At his West Cork estate, Thompson set out plans for a co-operative community and tenants at Carhoogarriff, overlooking Glandore harbour, were positively impacted by their radical landlord.

He reduced their rents, and also offered allotments ranging from three to 10 acres.

For decades after his death, Thompson was still highly spoken of by those in Glandore.

In the 1876 publication, Daniel Donovan’s Sketches in Carbery, the author dedicated a chapter to the radical landlord, describing him as a man with ‘peculiar habits, strange creed and extraordinary theories.’

In a land blighted with absentee landlords, Thompson made a point of not being another one.

He ordered the construction of a tower on a hill overlooking his estate, locally known as Thompson’s Turret, and he was known to watch over his estate from it.

Thompson introduced new farming techniques to his tenants, who gladly accepted the improvements but they were often left perplexed by their landlord’s lifestyle. Some called him a wizard due to the scientific experiments he conducted, and the fact that he spurned vices such as smoking and drinking. He also had a distrust of organised religion, and lived solely on a diet of vegetables and honey.

Thompson was particularly dedicated to honey-making at his Glandore estate, and it was known to be the best honey in the area.
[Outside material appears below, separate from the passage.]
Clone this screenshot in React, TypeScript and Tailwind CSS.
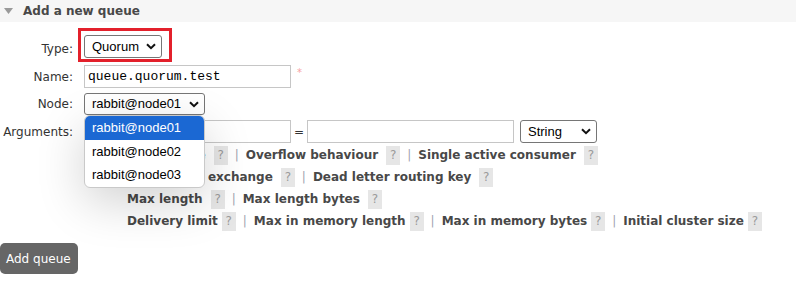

One time Thompson spotted a field mouse stuck in a honey pot.

Without hesitation, he rescued the mouse from the pot and licked the honey from it, before setting the mouse free once more.

The utopian philosopher was never seen without his dandy walking cane, which he had decorated with a French tricolour.

As a young man he had spent some time in France, where the ideals of the revolution – liberty, equality, and fraternity - instilled in him a desire for the same in his own homeland.

Another ideal Thompson cherished was women’s rights, and his greatest collaborator was one of Ireland’s earliest feminists, Anna Doyle Wheeler.

Much like Thompson, she led an intriguing life. Born in Tipperary and the daughter of a Church of Ireland clergyman, Ms Doyle was married at the age of 15 to Francis Massy Wheeler. The marriage lasted 12 years, but was marred by Mr Wheeler’s alcoholism.

Their union produced six children but tragically, only two survived.

In 1825 Wheeler and Thompson co-wrote An Appeal of One Half of the Human Race.

The philosophical duo had become close friends, and both shared the same ideals of social and gender equality.

Thompson shared Wheeler’s condemnation of the institution of marriage, seeing it as the domination of the male over the female, akin to the relationship between employer and worker.

William Thompson’s health declined in 1833 and he died that year at his West Cork residence, on March 28th and at the age of 57.

Unfortunately, his plan for a utopian society in West Cork was left unfinished.

Before he became ill, Thompson was in the process of building a school for the children of his tenants as well as new cottages with generous allotments.

Thompson, who never married or had any heirs, left the majority of his estate to the co-operative movement and this caused friction with his siblings, who contested the will.

The aggrieved siblings claimed their brother was insane, and the case dragged on for 25 years.

It was the longest contest of a will in Irish legal history, and by the end of it all, the legal costs had eaten into the estate and there was nothing left.

A nephew of Thompson was tasked with organising his funeral, and to the utter shock of locals, he gave his atheist uncle a Christian burial in Drombeg cemetery.

Following an outcry by those who truly knew him, the remains of Thompson were dug up and his wishes were fulfilled, with his body ultimately donated to science.

During his lifetime, Thompson was considered by many to be an odd character due to his radical stance on social and economic equality.

His support of feminism and stance against organised religion cast him as an eccentric radical, or as his own family declared him, insane.

The Thompson estate with its cottages, allotments and famous Thompson turret are no more.

Not a trace can be found of the once-intended utopia envisaged by William Thompson, but you will find a plaque erected in 2001 by the Rosscarbery History School and sponsored by Drinagh Co-Op, which describes Thompson as a ‘champion of the working class’.